Hoylande Denune Young Failey (June 26, 1903 – January 12, 1986) was an American chemist. During World War II she worked at the Manhattan Project's Metallurgical Laboratory. After the war she became the first woman to be appointed as a division head at the Argonne National Laboratory, and the first woman to chair the Chicago Section of the American Chemical Society.

==Early life and education==
Hoylande Denune Young was born in Columbus, Ohio, on June 26, 1903. She had a sister, Hilda. She became interested in chemistry when she was in high school, where there were separate boys' and girls' chemistry classes. Due to course scheduling conflicts she was permitted to take the more challenging boys' course, although she had to sit up the back of the class. She entered Ohio State University, from which she received a Bachelor of Science degree in chemistry in 1924. She then went on to earn a Doctor of Philosophy at the University of Chicago, writing her thesis on "Stereoisomeric Bromoimino Ketones" under the supervision of Julius Stieglitz.

== Career ==
After graduating, Young became an industrial research chemist, working in the lacquer industry at Van Schaack Brothers Chemical Works in Chicago. In 1930, she became an assistant professor of chemistry at Texas State College for Women, where she taught nutrition and biochemistry. In 1934, she resigned to take up an offer from Michael Reese Hospital in Chicago, but when she arrived the director found out that she was a woman, and refused to hire her. Jobs were hard to find during the Great Depression, and she was a consultant with no regular employment until 1938, when she took a position with Pure Oil. There she worked with Cary R. Wagner, Jr., on a book on petroleum refining. The project went on for six years, but it was interrupted by the outbreak of World War II, and the book was never published.

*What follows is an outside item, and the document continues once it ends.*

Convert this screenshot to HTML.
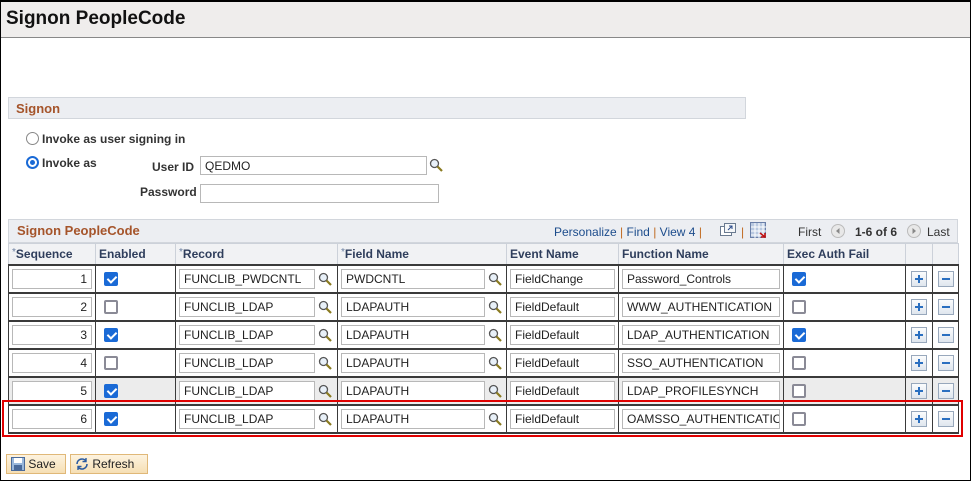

With the United States at war, Young took a job in 1942 as a scientific librarian with the Office of Scientific Research and Development (OSRD) at the University of Chicago's Toxicity Laboratory, compiling American, British and Canadian reports on chemical warfare, and preparing an index of toxic chemicals. In 1945, she transferred to the Manhattan Project's Metallurgical Laboratory as a chemist. There she edited papers that would later be published by the Atomic Energy Commission as part of its National Nuclear Energy Series. She later served on the editorial board of the National Nuclear Energy Series, representing the Argonne National Laboratory.

She signed the Szilárd petition of 1945.

In 1946, Young joined the newly created Argonne National Laboratory in 1946 as Director of Technical Information, the first woman to be appointed a division head. She would remain at Argonne until she retired in 1964.

== Memberships and recognition ==
In 1956, she became the first woman to be appointed chair of the Chicago Section of the American Chemical Society. She was involved in setting up its Distinguished Service Award, and later received it herself in 1975. She was also a fellow of the American Institute of Chemists, the American Association for the Advancement of Science and the Atomic Scientists of Chicago. She was a charter member of the American Nuclear Society and the president of Iota Sigma Pi, a national honor society for women in chemistry. In 1959, the Chicago Tribune named her as one of the city's most distinguished women in business or the professions, and the Argonne National Laboratory established the Hoylande D. Young lecture series in her honor in 1963.

== Personal life ==
Young married Crawford Failey, whom she had known in the Toxicity Laboratory. She died at her home in Hyde Park, Chicago, on January 12, 1986, and was buried in the Riverside Cemetery, Columbus, Ohio.